→ WHAT YOU WILL DO: In the material below, find every line with "code" and pull it out.

→ TASK INPUTS:
------------------------------------------------

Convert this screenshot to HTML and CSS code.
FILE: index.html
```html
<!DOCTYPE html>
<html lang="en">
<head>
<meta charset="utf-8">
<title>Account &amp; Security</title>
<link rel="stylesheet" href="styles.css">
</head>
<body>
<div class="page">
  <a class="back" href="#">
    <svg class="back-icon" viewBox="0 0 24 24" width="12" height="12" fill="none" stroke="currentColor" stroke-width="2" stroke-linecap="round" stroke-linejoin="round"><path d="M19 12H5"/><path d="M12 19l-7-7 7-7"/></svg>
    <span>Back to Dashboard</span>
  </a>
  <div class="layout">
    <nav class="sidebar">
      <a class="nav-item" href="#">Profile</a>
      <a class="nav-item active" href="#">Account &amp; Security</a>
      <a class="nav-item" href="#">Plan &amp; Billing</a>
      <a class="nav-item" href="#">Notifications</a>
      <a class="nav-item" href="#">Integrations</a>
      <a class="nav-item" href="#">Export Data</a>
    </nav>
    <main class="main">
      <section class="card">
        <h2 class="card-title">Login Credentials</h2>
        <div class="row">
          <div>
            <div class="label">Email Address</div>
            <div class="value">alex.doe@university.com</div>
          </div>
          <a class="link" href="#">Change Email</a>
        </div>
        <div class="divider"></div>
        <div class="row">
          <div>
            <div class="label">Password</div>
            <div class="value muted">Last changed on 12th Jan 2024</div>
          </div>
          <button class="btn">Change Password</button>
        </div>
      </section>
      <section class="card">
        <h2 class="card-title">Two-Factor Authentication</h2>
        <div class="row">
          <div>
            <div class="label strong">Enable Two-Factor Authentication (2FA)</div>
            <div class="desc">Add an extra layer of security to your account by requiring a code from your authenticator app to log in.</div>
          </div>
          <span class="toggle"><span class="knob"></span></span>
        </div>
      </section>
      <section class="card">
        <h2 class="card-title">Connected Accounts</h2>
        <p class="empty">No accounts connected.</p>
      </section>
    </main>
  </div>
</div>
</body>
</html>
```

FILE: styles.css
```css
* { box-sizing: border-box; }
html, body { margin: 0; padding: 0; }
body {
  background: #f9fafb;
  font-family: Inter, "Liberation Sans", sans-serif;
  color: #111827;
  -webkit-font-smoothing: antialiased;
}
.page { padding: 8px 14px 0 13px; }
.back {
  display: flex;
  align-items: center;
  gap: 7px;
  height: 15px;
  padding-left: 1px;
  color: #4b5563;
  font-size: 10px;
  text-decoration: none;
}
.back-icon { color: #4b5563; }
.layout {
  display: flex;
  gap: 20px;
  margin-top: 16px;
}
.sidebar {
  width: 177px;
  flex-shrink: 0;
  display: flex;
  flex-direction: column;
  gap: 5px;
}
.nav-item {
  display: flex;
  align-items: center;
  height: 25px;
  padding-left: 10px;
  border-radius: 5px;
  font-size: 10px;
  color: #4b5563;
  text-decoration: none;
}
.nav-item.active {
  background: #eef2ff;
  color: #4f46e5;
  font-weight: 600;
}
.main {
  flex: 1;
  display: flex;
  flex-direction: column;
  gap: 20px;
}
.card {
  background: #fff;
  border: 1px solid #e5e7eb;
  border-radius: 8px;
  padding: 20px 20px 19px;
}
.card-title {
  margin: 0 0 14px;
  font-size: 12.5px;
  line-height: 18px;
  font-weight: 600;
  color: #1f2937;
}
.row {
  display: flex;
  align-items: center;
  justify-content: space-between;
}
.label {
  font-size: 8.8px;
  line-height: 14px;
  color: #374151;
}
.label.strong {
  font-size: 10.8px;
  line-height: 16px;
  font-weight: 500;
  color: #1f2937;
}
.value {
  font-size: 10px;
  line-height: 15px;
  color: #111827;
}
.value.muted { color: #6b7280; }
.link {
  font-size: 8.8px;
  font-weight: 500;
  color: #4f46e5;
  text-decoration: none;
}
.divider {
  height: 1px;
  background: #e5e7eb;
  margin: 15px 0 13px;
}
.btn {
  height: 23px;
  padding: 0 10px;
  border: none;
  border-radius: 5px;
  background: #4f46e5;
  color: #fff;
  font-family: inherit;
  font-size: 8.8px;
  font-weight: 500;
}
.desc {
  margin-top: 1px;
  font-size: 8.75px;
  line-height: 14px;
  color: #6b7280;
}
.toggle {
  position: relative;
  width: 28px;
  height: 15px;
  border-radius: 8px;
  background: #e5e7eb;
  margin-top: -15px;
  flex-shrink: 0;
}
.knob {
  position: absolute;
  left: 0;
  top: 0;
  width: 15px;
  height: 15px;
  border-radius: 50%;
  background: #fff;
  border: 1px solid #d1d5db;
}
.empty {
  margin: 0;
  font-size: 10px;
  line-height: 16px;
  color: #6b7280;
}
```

------------------------------------------------

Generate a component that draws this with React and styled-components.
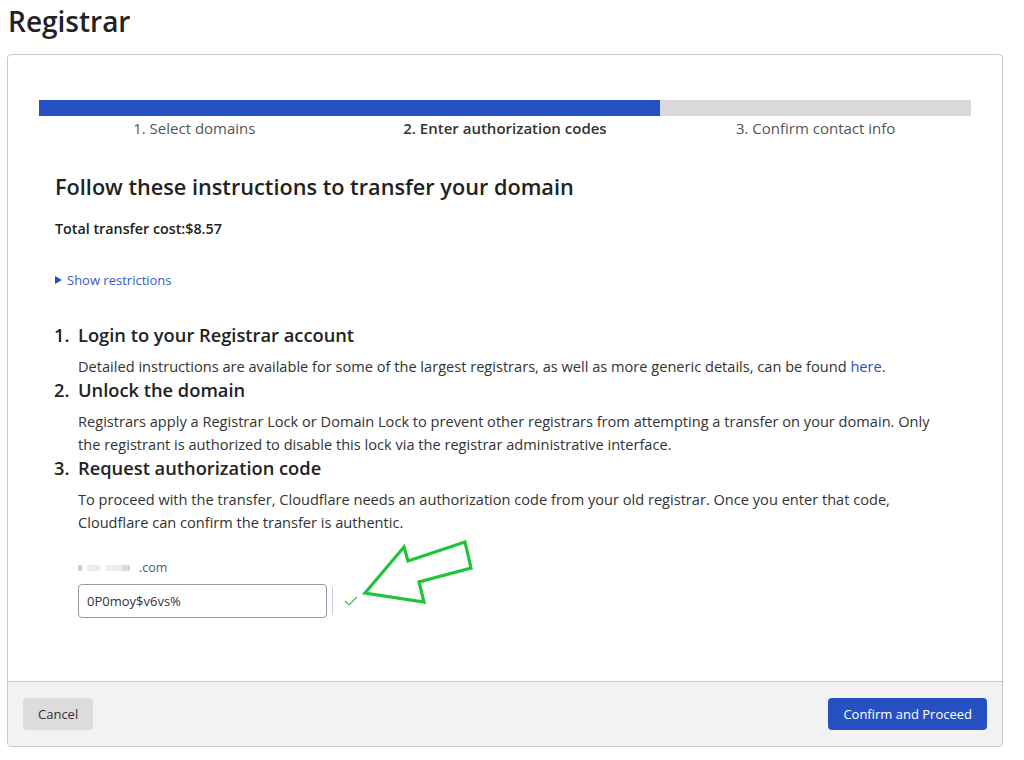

------------------------------------------------

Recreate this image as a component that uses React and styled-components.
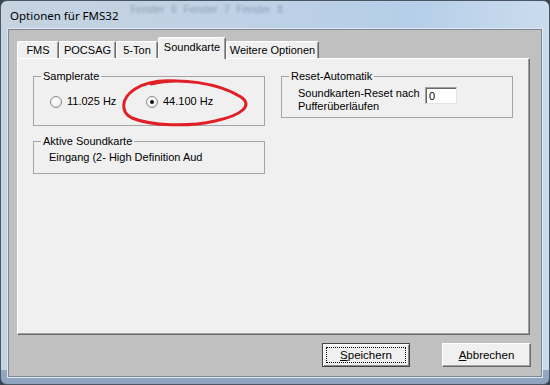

------------------------------------------------

→ RESULT:
Convert this screenshot to HTML and CSS code.
            <div class="desc">Add an extra layer of security to your account by requiring a code from your authenticator app to log in.</div>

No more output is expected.